There were tons of really good, deep questions. For one of the questions, I can’t remember what it was exactly, but my mouth opened and I answered. My answer to whatever was asked was, “What’s the point of my life? Is the goal of my life to get married, or is it to live in obedience to the Lord?”

I really caught myself off guard with that one, but I realized that’s really what God has been teaching me over the past couple of years. He’s been gently asking me the question, over and over again, “Kayla, what is the point of your life?”

And He’s been so kind in reminding my heart that I am not the point of my life. My life is not to be self-serving and all about me. Even if I get married, my life will still not be about me! It will be about loving my husband and submitting to him as his wife. It won’t be about how he can complete me and fulfill my every need.

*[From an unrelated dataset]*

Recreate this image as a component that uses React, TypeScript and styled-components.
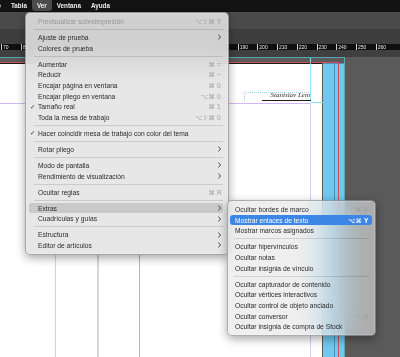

I think sometimes we can get caught up in the assumption that being a follower of Christ is all about us. That He owes us something. That we’re entitled to His love.

If His love were based on entitlement, I would be the farthest from receiving it. Apart from Jesus, I am nothing. My life does not belong to me. And the point of my life is not to seek after earthly pleasures that will leave me empty.

Now, am I anti-marriage? Absolutely not! If God has the gift of marriage planned for my life, then I will gladly accept. BUT the point of my life is not marriage. It’s Jesus.